If I was 25 years younger, Kasabian would probably be my favorite band. They are the very definition of my wheelhouse – high-energy British guitar rock. They somehow never rose to the obsessive, heavily googled status of my last official favorite band, the Libertines. I think the constantly connected world has taken some of the thrill out of music fandom for me. With every song and every bit of minutiae about a band imaginable instantly available on your phone wherever you are, it’s no longer a treasure hunt. It’s just there. Some of it may also be attributable to me no longer being a raging ball of hormones with a taste for skinny British boys.

Kasabian’s 2004 self-titled debut album did get heavy rotation on the old car CD changer as did the 2006 follow up, Empire. In the years since Empire, they’ve popped on and off my radar but I was too busy with other things to give them much attention. This week as it’s my turn to write a review, it’s as good a time as any to pay them and their new album For Crying Out Loud a little attention again.

Kasabian kick off For Crying Out Loud with one of the album’s singles “Ill Ray (The King)” doing what they do best, making guitar music you can dance to. How danceable is it? The bridge is straight up disco, but, you know, good. “You’re in Love with a Psycho” slows things down quite a bit with a bassline that sounds an awful lot like “Every Breath You Take” by the Police. Is that a happy little accident or a clever nod to the Police song’s subject matter of obsessive, stalkery love? I have to vote happy accident because “Psycho’s” mostly meaningless lyrics don’t do such a promising title justice. Though it was the album’s first single, I’m glad it wasn’t the first song I heard off of it – I probably would have said, “meh,” and not given the rest of the album a chance.

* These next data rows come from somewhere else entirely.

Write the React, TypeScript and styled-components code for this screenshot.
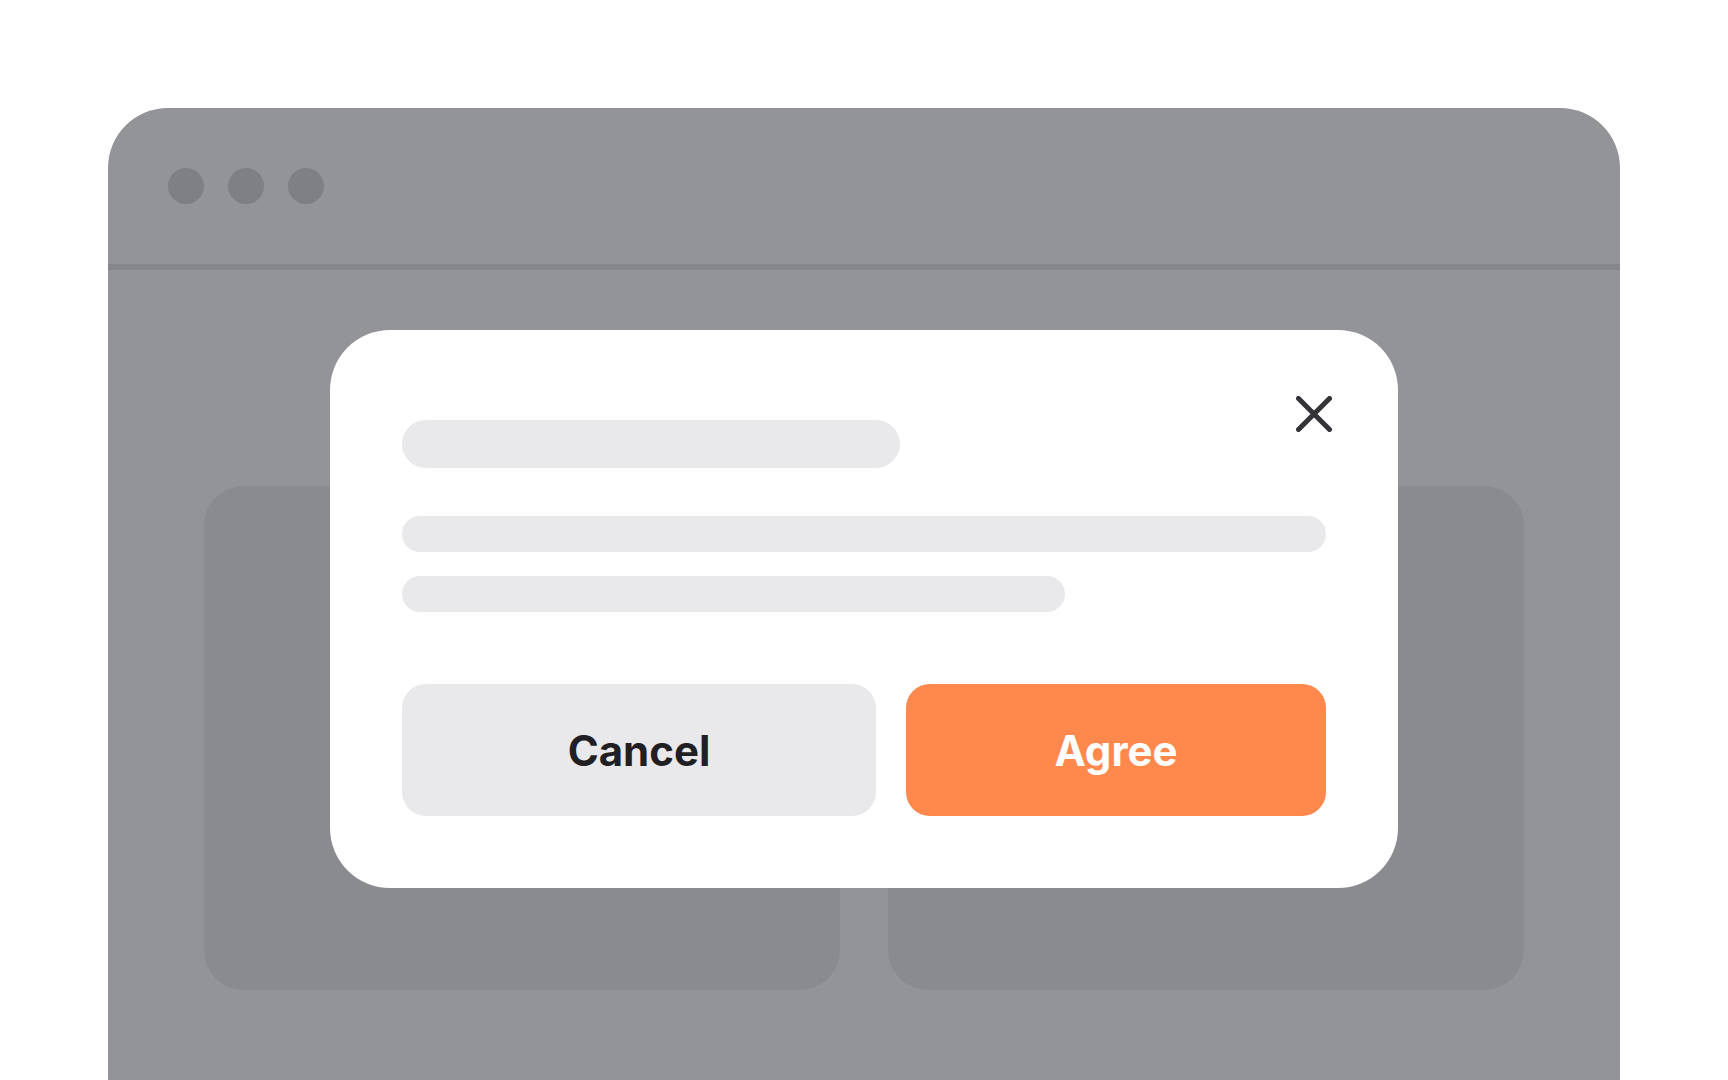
import React from "react";
import styled, { createGlobalStyle } from "styled-components";

const GlobalStyle = createGlobalStyle`
  html, body {
    margin: 0;
    padding: 0;
    background: #ffffff;
    overflow: hidden;
    font-family: Inter, "Liberation Sans", sans-serif;
  }
`;

const Page = styled.div`
  width: 1728px;
  height: 1080px;
  padding: 108px 108px 0;
  box-sizing: border-box;
  overflow: hidden;
`;

const BrowserWindow = styled.div`
  position: relative;
  height: 1002px;
  background: #939498;
  border-radius: 60px 60px 0 0;
  display: flex;
  flex-direction: column;
`;

const TitleBar = styled.div`
  height: 156px;
  padding-left: 60px;
  display: flex;
  align-items: center;
  gap: 24px;
  border-bottom: 6px solid #86878b;
`;

const Dot = styled.span`
  width: 36px;
  height: 36px;
  border-radius: 50%;
  background: #7f8085;
`;

const WindowBody = styled.div`
  padding: 216px 96px 0;
  display: grid;
  grid-template-columns: 1fr 1fr;
  gap: 48px;
`;

const Card = styled.div`
  height: 504px;
  border-radius: 40px;
  background: #8a8b8f;
`;

// overlay layer that centers the dialog over the window
const Overlay = styled.div`
  position: absolute;
  inset: 0;
  display: flex;
  align-items: center;
  justify-content: center;
`;

const Modal = styled.div`
  position: relative;
  width: 1068px;
  box-sizing: border-box;
  padding: 90px 72px 72px;
  background: #ffffff;
  border-radius: 60px;
  display: flex;
  flex-direction: column;
`;

const CloseButton = styled.button`
  position: absolute;
  top: 66px;
  right: 66px;
  width: 36px;
  height: 36px;
  padding: 0;
  border: none;
  background: none;
  cursor: pointer;
  display: flex;
`;

const Skeleton = styled.div<{ w: number; h: number }>`
  width: ${p => p.w}px;
  height: ${p => p.h}px;
  border-radius: ${p => p.h / 2}px;
  background: #e9e9eb;
`;

const Lines = styled.div`
  display: flex;
  flex-direction: column;
  gap: 24px;
  margin-top: 48px;
`;

const Actions = styled.div`
  margin-top: 72px;
  display: flex;
  gap: 30px;
`;

const ActionButton = styled.button<{ primary?: boolean; w: number }>`
  width: ${p => p.w}px;
  height: 132px;
  border: none;
  border-radius: 24px;
  background: ${p => (p.primary ? "#ff884d" : "#e9e9eb")};
  color: ${p => (p.primary ? "#ffffff" : "#1f1f24")};
  font-family: Inter, "Liberation Sans", sans-serif;
  font-weight: 700;
  font-size: 42px;
  cursor: pointer;
`;

const CloseIcon = () => (
  <svg width="36" height="36" viewBox="0 0 36 36" fill="none">
    <path d="M2.5 2.5L33.5 33.5M33.5 2.5L2.5 33.5" stroke="#333338" strokeWidth="5" strokeLinecap="round" />
  </svg>
);

const App: React.FC = () => {
  return (
    <>
      <GlobalStyle />
      <Page>
        <BrowserWindow>
          <TitleBar>
            <Dot />
            <Dot />
            <Dot />
          </TitleBar>
          <WindowBody>
            <Card />
            <Card />
          </WindowBody>

          <Overlay>
            <Modal>
              <CloseButton aria-label="Close">
                <CloseIcon />
              </CloseButton>
              <Skeleton w={498} h={48} />
              <Lines>
                <Skeleton w={924} h={36} />
                <Skeleton w={663} h={36} />
              </Lines>
              <Actions>
                <ActionButton w={474}>Cancel</ActionButton>
                <ActionButton w={420} primary>Agree</ActionButton>
              </Actions>
            </Modal>
          </Overlay>
        </BrowserWindow>
      </Page>
    </>
  );
};

export default App;
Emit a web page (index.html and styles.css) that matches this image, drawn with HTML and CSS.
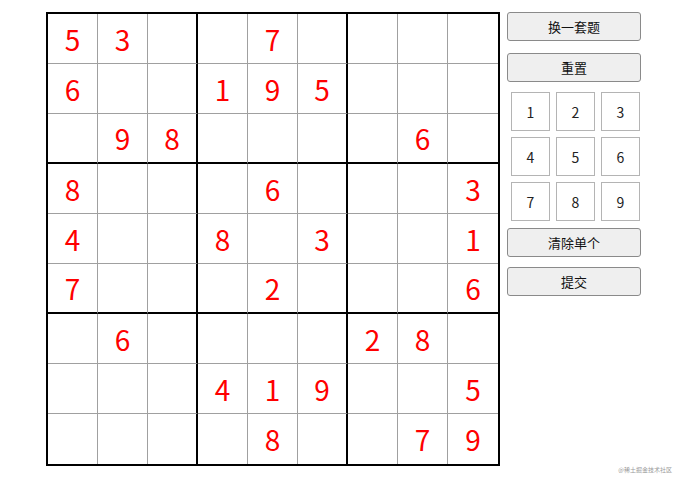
FILE: index.html
```html
<!DOCTYPE html>
<html lang="zh-CN">
<head>
<meta charset="utf-8">
<title>数独</title>
<link rel="stylesheet" href="styles.css">
</head>
<body>
<div class="page">
  <div class="board">
    <div class="cell">5</div><div class="cell">3</div><div class="cell"></div><div class="cell"></div><div class="cell">7</div><div class="cell"></div><div class="cell"></div><div class="cell"></div><div class="cell"></div>
    <div class="cell">6</div><div class="cell"></div><div class="cell"></div><div class="cell">1</div><div class="cell">9</div><div class="cell">5</div><div class="cell"></div><div class="cell"></div><div class="cell"></div>
    <div class="cell"></div><div class="cell">9</div><div class="cell">8</div><div class="cell"></div><div class="cell"></div><div class="cell"></div><div class="cell"></div><div class="cell">6</div><div class="cell"></div>
    <div class="cell">8</div><div class="cell"></div><div class="cell"></div><div class="cell"></div><div class="cell">6</div><div class="cell"></div><div class="cell"></div><div class="cell"></div><div class="cell">3</div>
    <div class="cell">4</div><div class="cell"></div><div class="cell"></div><div class="cell">8</div><div class="cell"></div><div class="cell">3</div><div class="cell"></div><div class="cell"></div><div class="cell">1</div>
    <div class="cell">7</div><div class="cell"></div><div class="cell"></div><div class="cell"></div><div class="cell">2</div><div class="cell"></div><div class="cell"></div><div class="cell"></div><div class="cell">6</div>
    <div class="cell"></div><div class="cell">6</div><div class="cell"></div><div class="cell"></div><div class="cell"></div><div class="cell"></div><div class="cell">2</div><div class="cell">8</div><div class="cell"></div>
    <div class="cell"></div><div class="cell"></div><div class="cell"></div><div class="cell">4</div><div class="cell">1</div><div class="cell">9</div><div class="cell"></div><div class="cell"></div><div class="cell">5</div>
    <div class="cell"></div><div class="cell"></div><div class="cell"></div><div class="cell"></div><div class="cell">8</div><div class="cell"></div><div class="cell"></div><div class="cell">7</div><div class="cell">9</div>
  </div>
  <div class="panel">
    <button class="btn btn-new">换一套题</button>
    <button class="btn btn-reset">重置</button>
    <div class="pad">
      <div class="key">1</div><div class="key">2</div><div class="key">3</div>
      <div class="key">4</div><div class="key">5</div><div class="key">6</div>
      <div class="key">7</div><div class="key">8</div><div class="key">9</div>
    </div>
    <button class="btn btn-clear">清除单个</button>
    <button class="btn btn-submit">提交</button>
  </div>
</div>
<div class="watermark">@稀土掘金技术社区</div>
</body>
</html>
```

FILE: styles.css
```css
html, body {
  margin: 0;
  padding: 0;
  background: #fff;
}
body {
  width: 683px;
  height: 485px;
  position: relative;
  overflow: hidden;
  font-family: "Noto Sans CJK SC", "Noto Sans", sans-serif;
}
.page {
  display: flex;
  align-items: flex-start;
  padding: 12px 0 0 46px;
}
.board {
  display: grid;
  grid-template-columns: repeat(9, 50px);
  grid-auto-rows: 50px;
  border: 2px solid #000;
}
.cell {
  box-sizing: border-box;
  border-right: 1px solid #a0a0a0;
  border-bottom: 1px solid #a0a0a0;
  display: flex;
  align-items: center;
  justify-content: center;
  color: #f00;
  font-size: 28px;
  line-height: 1;
  font-family: "Noto Sans CJK SC", "Noto Sans", sans-serif;
}
.board .cell:nth-child(9n+3),
.board .cell:nth-child(9n+6) {
  border-right: 2px solid #000;
}
.board .cell:nth-child(9n) {
  border-right: none;
}
.board .cell:nth-child(n+19):nth-child(-n+27),
.board .cell:nth-child(n+46):nth-child(-n+54) {
  border-bottom: 2px solid #000;
}
.board .cell:nth-child(n+73) {
  border-bottom: none;
}
.panel {
  display: flex;
  flex-direction: column;
  margin-left: 7px;
  width: 134px;
}
.btn {
  box-sizing: border-box;
  width: 134px;
  height: 29px;
  padding: 0;
  background: #efefef;
  border: 1px solid #8a8a8a;
  border-radius: 3px;
  font-family: "Noto Sans CJK SC", sans-serif;
  font-size: 13px;
  color: #111;
}
.btn-new { margin-bottom: 12px; }
.btn-reset { margin-bottom: 10px; }
.btn-clear { margin-bottom: 10px; }
.pad {
  display: grid;
  grid-template-columns: repeat(3, 39px);
  grid-auto-rows: 39px;
  gap: 6px;
  padding-left: 4px;
  margin-bottom: 7px;
}
.key {
  box-sizing: border-box;
  border: 1px solid #b4b4b4;
  background: #fff;
  display: flex;
  align-items: center;
  justify-content: center;
  font-size: 14px;
  color: #222;
}
.watermark {
  position: absolute;
  right: 11px;
  top: 466px;
  font-size: 6px;
  line-height: 8px;
  color: #9a9a9a;
}
```
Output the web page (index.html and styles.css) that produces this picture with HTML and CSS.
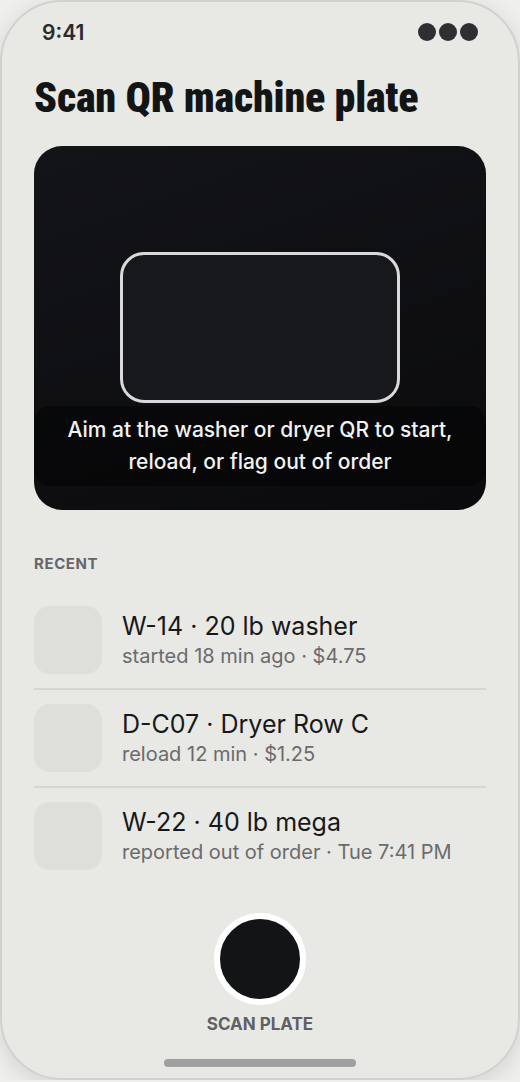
FILE: index.html
```html
<!DOCTYPE html>
<html lang="en">
<head>
    <meta charset="UTF-8">
    <meta name="viewport" content="width=device-width, initial-scale=1.0">
    <title>Scan QR machine plate</title>
    <!-- Styling for the scanner screen -->
    <link rel="stylesheet" href="styles.css">
</head>
<body>
    <div class="phone">
        <!-- Status bar -->
        <div class="status-bar">
            <span class="time">9:41</span>
            <span class="dots"><i></i><i></i><i></i></span>
        </div>

        <h1 class="title">Scan QR machine plate</h1>

        <!-- Camera viewfinder -->
        <div class="viewfinder">
            <div class="target"></div>
            <p class="hint">Aim at the washer or dryer QR to start, reload, or flag out of order</p>
        </div>

        <h2 class="section-label">RECENT</h2>

        <ul class="recent">
            <li class="row">
                <div class="thumb"></div>
                <div class="row-text">
                    <div class="row-title">W-14 · 20 lb washer</div>
                    <div class="row-sub">started 18 min ago · $4.75</div>
                </div>
            </li>
            <li class="row">
                <div class="thumb"></div>
                <div class="row-text">
                    <div class="row-title">D-C07 · Dryer Row C</div>
                    <div class="row-sub">reload 12 min · $1.25</div>
                </div>
            </li>
            <li class="row">
                <div class="thumb"></div>
                <div class="row-text">
                    <div class="row-title">W-22 · 40 lb mega</div>
                    <div class="row-sub">reported out of order · Tue 7:41 PM</div>
                </div>
            </li>
        </ul>

        <!-- Shutter button -->
        <div class="scan">
            <button class="shutter" aria-label="Scan plate"></button>
            <span class="scan-label">SCAN PLATE</span>
        </div>

        <div class="home-bar"></div>
    </div>
</body>
</html>
```

FILE: styles.css
```css
/* General Reset */
html, body {
    margin: 0;
    padding: 0;
    background: #efefee;
    font-family: "Inter", "Liberation Sans", sans-serif;
}

/* Phone frame */
.phone {
    box-sizing: border-box;
    width: 520px;
    height: 1080px;
    padding: 0 32px;
    background: #e8e8e4;
    border: 2px solid #d2d2cd;
    border-radius: 62px;
    box-shadow: 0 6px 24px rgba(0, 0, 0, 0.12);
    display: flex;
    flex-direction: column;
    overflow: hidden;
}

/* Status bar */
.status-bar {
    display: flex;
    justify-content: space-between;
    align-items: center;
    height: 24px;
    padding: 18px 8px 0 8px;
}

.time {
    font-size: 21px;
    font-weight: 600;
    color: #2a2b2e;
}

.dots {
    display: flex;
    gap: 3px;
}

.dots i {
    width: 18px;
    height: 18px;
    border-radius: 50%;
    background: #2e2f33;
}

/* Heading */
.title {
    margin: 30px 0 0;
    font-family: "Roboto", "DejaVu Sans", sans-serif;
    font-stretch: 75%;
    font-weight: 900;
    font-size: 42px;
    line-height: 48px;
    color: #131416;
    letter-spacing: -0.2px;
}

/* Viewfinder */
.viewfinder {
    position: relative;
    margin-top: 24px;
    height: 364px;
    border-radius: 28px;
    background: linear-gradient(160deg, #131418, #0b0b0d);
    display: flex;
    justify-content: center;
    align-items: center;
}

.target {
    box-sizing: border-box;
    width: 280px;
    height: 151px;
    margin-bottom: 2px;
    border: 3px solid #d9d9da;
    border-radius: 24px;
    background: #17181c;
}

.hint {
    position: absolute;
    left: 0;
    right: 0;
    bottom: 24px;
    margin: 0;
    padding: 8px 20px;
    border-radius: 16px;
    background: rgba(0, 0, 0, 0.45);
    color: #f2f2f2;
    font-size: 21px;
    font-weight: 500;
    line-height: 32px;
    text-align: center;
}

/* Recent list */
.section-label {
    margin: 44px 0 0;
    font-size: 15px;
    font-weight: 700;
    letter-spacing: 0.6px;
    color: #65666a;
    line-height: 20px;
}

.recent {
    list-style: none;
    margin: 18px 0 0;
    padding: 0;
}

.row {
    display: flex;
    align-items: center;
    gap: 20px;
    padding: 14px 0;
    border-bottom: 2px solid #d6d6d1;
}

.row:last-child {
    border-bottom: none;
}

.thumb {
    flex: none;
    width: 68px;
    height: 68px;
    border-radius: 16px;
    background: #dededa;
}

.row-title {
    font-size: 25px;
    line-height: 28px;
    color: #17181a;
}

.row-sub {
    margin-top: 4px;
    font-size: 20px;
    line-height: 24px;
    color: #6a6b6e;
}

/* Scan button */
.scan {
    margin-top: 29px;
    display: flex;
    flex-direction: column;
    align-items: center;
}

.shutter {
    box-sizing: border-box;
    width: 92px;
    height: 92px;
    border-radius: 50%;
    border: 6px solid #ffffff;
    background: #131416;
    padding: 0;
    cursor: pointer;
}

.scan-label {
    margin-top: 8px;
    font-size: 17px;
    font-weight: 700;
    color: #5f6064;
    line-height: 22px;
}

.home-bar {
    align-self: center;
    margin-top: 24px;
    width: 192px;
    height: 8px;
    border-radius: 4px;
    background: #a0a0a0;
}
```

“Twentyfourseven” gets things back on track with a simple Stonesy riff and pounding drums that occasionally do a charming little skippety dippety thing, perhaps paying homage to Kasabian’s Madchester forefathers. “Good Fight” drops the tempo again, to a loping 50’s girl group beat and despite my love of all things brisk and aggressive in music, I think this might be my favorite song on the album for reasons I can’t quite explain. It just makes me happy.

“Wasted” is a just-OK mid-tempo number that might catch my ear if coming from a brand new band, but on an album with at least five other songs I absolutely love, it doesn’t stand out. A horn flourish at the beginning of “Comeback Kid” lets you know something special approaches. This is a getaway song – it feels like something you’d listen to while driving fast and recklessly. And then comes the winner for most rueful song title ever- “The Party Never Ends.” If this song doesn’t sound like the half bemused/half forlorn walk you take through your party-trashed house just before you pass out, I don’t know what does.

Just when they were starting to bum me out, Kasabian gets me dancing again with “Are You Looking for Action?” My first listen through of this album was in my kitchen while cooking dinner and this is the song that got me shaking my ass back and forth between sink and stove. We slow down again with “All Through the Night” (meh) and “Sixteen Blocks” which doesn’t have a lot going for it other than some spooky Theremin.

Finally we hit the payload with “Bless This Acid House” which sounds nothing like the genre it refers to in the title. Instead it’s a rollicking beach party song and just what I needed. “Put Your Life on It” wraps things up with a Beatlesesque clap-along number that I’m pretty sure all British bands are legally required to produce at some point in their careers.

I have to say, For Crying Out Loud is one of the most well-paced albums I’ve listened to in a long time. They’ll slow things down for one or two songs and pick the pace right back up, never letting anything slip into the doldrums for too long. Even in the songs I’m lukewarm about, I recognize the potential for them to grow on me with repeated listens. In fact, it’s just plain one of the best albums I’ve listened to in a long time. I hate to say anything as hyperbolic as, ‘This album has restored my faith in music,’ but yeah, it kind of has. This album makes me want to figure out how to stream music from my phone into my car’s fancy Bluetooth radio. Kasabian have reminded me of how great it is to like an album enough to listen to it over and over, where you don’t so much learn the words to all the songs, but absorb them into your brain through osmosis and find yourself singing along before you even know it. Oh crap, I think Kasabian may have become my new favorite band.

(Note: the embedded album is the “Deluxe Version” which includes 15 live bonus tracks. I limited my review to the tracks on the regular release but if you’ve never heard any Kasabian before, I highly recommend checking out “Shoot the Runner” and “L.S.F.”

Tagging Katie.

One Response to The Joup Friday Album – Kasabian: For Crying Out Loud
  1. Shawn Reply

    Great write-up. I don’t think I’ve ever been properly introduced to Kasabian so thank You for the little push!